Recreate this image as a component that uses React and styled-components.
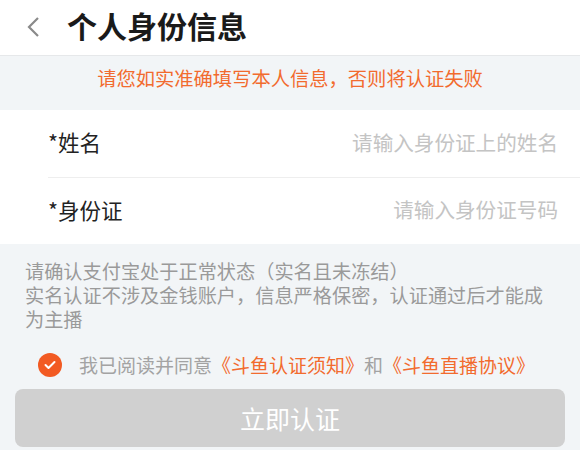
import React from 'react';
import styled, { createGlobalStyle } from 'styled-components';

const GlobalStyle = createGlobalStyle`
  html, body {
    margin: 0;
    padding: 0;
    background: #f2f5f7;
  }
  body {
    font-family: "Noto Sans CJK SC", "Noto Sans", sans-serif;
  }
`;

const ORANGE = '#f26b2e';

const Page = styled.div`
  width: 580px;
  height: 450px;
  overflow: hidden;
  background: #f2f5f7;
  display: flex;
  flex-direction: column;
`;

const Header = styled.div`
  height: 56px;
  box-sizing: border-box;
  background: #fff;
  border-bottom: 1px solid #e6e8ea;
  display: flex;
  align-items: center;
  padding-left: 26px;
  gap: 25px;
`;

const BackButton = styled.div`
  width: 16px;
  height: 22px;
  display: flex;
  align-items: center;
  margin-top: -2px;
`;

const Title = styled.h1`
  margin: 0;
  font-size: 30px;
  font-weight: 700;
  color: #1a1a1a;
  line-height: 1;
  margin-top: -6px;
`;

const Notice = styled.div`
  height: 54px;
  display: flex;
  align-items: center;
  justify-content: center;
  color: ${ORANGE};
  font-size: 19.3px;
  padding-bottom: 10px;
  box-sizing: border-box;
`;

const Form = styled.div`
  background: #fff;
  padding-left: 48px;
`;

const Row = styled.div`
  height: ${p => p.$height}px;
  display: flex;
  align-items: center;
  justify-content: space-between;
  padding-right: 22px;
  box-sizing: border-box;
  border-bottom: ${p => (p.$divider ? '1px solid #eeeeee' : 'none')};
  padding-bottom: 4px;
`;

const Label = styled.span`
  font-size: 21.5px;
  color: #222;
`;

const Placeholder = styled.span`
  font-size: 20.6px;
  color: #c4c4c4;
`;

const Tips = styled.div`
  padding: 15px 20px 0 25px;
  font-size: 19.2px;
  line-height: 24px;
  color: #9a9a9a;
`;

const Agreement = styled.div`
  display: flex;
  align-items: center;
  gap: 17px;
  padding-left: 38px;
  margin-top: 20px;
  font-size: 19px;
  color: #a3a3a3;
`;

const Check = styled.div`
  width: 24px;
  height: 24px;
  border-radius: 50%;
  background: #f25a22;
  display: flex;
  align-items: center;
  justify-content: center;
`;

const Link = styled.span`
  color: ${ORANGE};
`;

const Submit = styled.button`
  margin: 11px 15px 0;
  height: 58px;
  border: none;
  border-radius: 8px;
  background: #d0d0d0;
  color: #fff;
  font-family: inherit;
  font-size: 25px;
  padding: 0;
`;

export default function App() {
  return (
    <Page>
      <GlobalStyle />
      <Header>
        <BackButton>
          <svg width="14" height="22" viewBox="0 0 14 22">
            <path d="M12 2 L3 11 L12 20" fill="none" stroke="#8a8a8a" strokeWidth="2.2" />
          </svg>
        </BackButton>
        <Title>个人身份信息</Title>
      </Header>
      <Notice>请您如实准确填写本人信息，否则将认证失败</Notice>
      <Form>
        <Row $height={68} $divider>
          <Label>*姓名</Label>
          <Placeholder>请输入身份证上的姓名</Placeholder>
        </Row>
        <Row $height={66}>
          <Label>*身份证</Label>
          <Placeholder>请输入身份证号码</Placeholder>
        </Row>
      </Form>
      <Tips>
        请确认支付宝处于正常状态（实名且未冻结）
        <br />
        实名认证不涉及金钱账户，信息严格保密，认证通过后才能成为主播
      </Tips>
      <Agreement>
        <Check>
          <svg width="12" height="10" viewBox="0 0 12 10">
            <path d="M1.5 5 L4.5 8 L10.5 2" fill="none" stroke="#fff" strokeWidth="2" strokeLinecap="round" strokeLinejoin="round" />
          </svg>
        </Check>
        <span>
          我已阅读并同意<Link>《斗鱼认证须知》</Link>和<Link>《斗鱼直播协议》</Link>
        </span>
      </Agreement>
      <Submit>立即认证</Submit>
    </Page>
  );
}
────────────────
» **Problem requirements**
Restate the data above word for word. Skip every picture.

» **Solution for this task**
Recreate this image as a component that uses React and styled-components.
import React from 'react';
import styled, { createGlobalStyle } from 'styled-components';

const GlobalStyle = createGlobalStyle`
  html, body {
    margin: 0;
    padding: 0;
    background: #f2f5f7;
  }
  body {
    font-family: "Noto Sans CJK SC", "Noto Sans", sans-serif;
  }
`;

const ORANGE = '#f26b2e';

const Page = styled.div`
  width: 580px;
  height: 450px;
  overflow: hidden;
  background: #f2f5f7;
  display: flex;
  flex-direction: column;
`;

const Header = styled.div`
  height: 56px;
  box-sizing: border-box;
  background: #fff;
  border-bottom: 1px solid #e6e8ea;
  display: flex;
  align-items: center;
  padding-left: 26px;
  gap: 25px;
`;

const BackButton = styled.div`
  width: 16px;
  height: 22px;
  display: flex;
  align-items: center;
  margin-top: -2px;
`;

const Title = styled.h1`
  margin: 0;
  font-size: 30px;
  font-weight: 700;
  color: #1a1a1a;
  line-height: 1;
  margin-top: -6px;
`;

const Notice = styled.div`
  height: 54px;
  display: flex;
  align-items: center;
  justify-content: center;
  color: ${ORANGE};
  font-size: 19.3px;
  padding-bottom: 10px;
  box-sizing: border-box;
`;

const Form = styled.div`
  background: #fff;
  padding-left: 48px;
`;

const Row = styled.div`
  height: ${p => p.$height}px;
  display: flex;
  align-items: center;
  justify-content: space-between;
  padding-right: 22px;
  box-sizing: border-box;
  border-bottom: ${p => (p.$divider ? '1px solid #eeeeee' : 'none')};
  padding-bottom: 4px;
`;

const Label = styled.span`
  font-size: 21.5px;
  color: #222;
`;

const Placeholder = styled.span`
  font-size: 20.6px;
  color: #c4c4c4;
`;

const Tips = styled.div`
  padding: 15px 20px 0 25px;
  font-size: 19.2px;
  line-height: 24px;
  color: #9a9a9a;
`;

const Agreement = styled.div`
  display: flex;
  align-items: center;
  gap: 17px;
  padding-left: 38px;
  margin-top: 20px;
  font-size: 19px;
  color: #a3a3a3;
`;

const Check = styled.div`
  width: 24px;
  height: 24px;
  border-radius: 50%;
  background: #f25a22;
  display: flex;
  align-items: center;
  justify-content: center;
`;

const Link = styled.span`
  color: ${ORANGE};
`;

const Submit = styled.button`
  margin: 11px 15px 0;
  height: 58px;
  border: none;
  border-radius: 8px;
  background: #d0d0d0;
  color: #fff;
  font-family: inherit;
  font-size: 25px;
  padding: 0;
`;

export default function App() {
  return (
    <Page>
      <GlobalStyle />
      <Header>
        <BackButton>
          <svg width="14" height="22" viewBox="0 0 14 22">
            <path d="M12 2 L3 11 L12 20" fill="none" stroke="#8a8a8a" strokeWidth="2.2" />
          </svg>
        </BackButton>
        <Title>个人身份信息</Title>
      </Header>
      <Notice>请您如实准确填写本人信息，否则将认证失败</Notice>
      <Form>
        <Row $height={68} $divider>
          <Label>*姓名</Label>
          <Placeholder>请输入身份证上的姓名</Placeholder>
        </Row>
        <Row $height={66}>
          <Label>*身份证</Label>
          <Placeholder>请输入身份证号码</Placeholder>
        </Row>
      </Form>
      <Tips>
        请确认支付宝处于正常状态（实名且未冻结）
        <br />
        实名认证不涉及金钱账户，信息严格保密，认证通过后才能成为主播
      </Tips>
      <Agreement>
        <Check>
          <svg width="12" height="10" viewBox="0 0 12 10">
            <path d="M1.5 5 L4.5 8 L10.5 2" fill="none" stroke="#fff" strokeWidth="2" strokeLinecap="round" strokeLinejoin="round" />
          </svg>
        </Check>
        <span>
          我已阅读并同意<Link>《斗鱼认证须知》</Link>和<Link>《斗鱼直播协议》</Link>
        </span>
      </Agreement>
      <Submit>立即认证</Submit>
    </Page>
  );
}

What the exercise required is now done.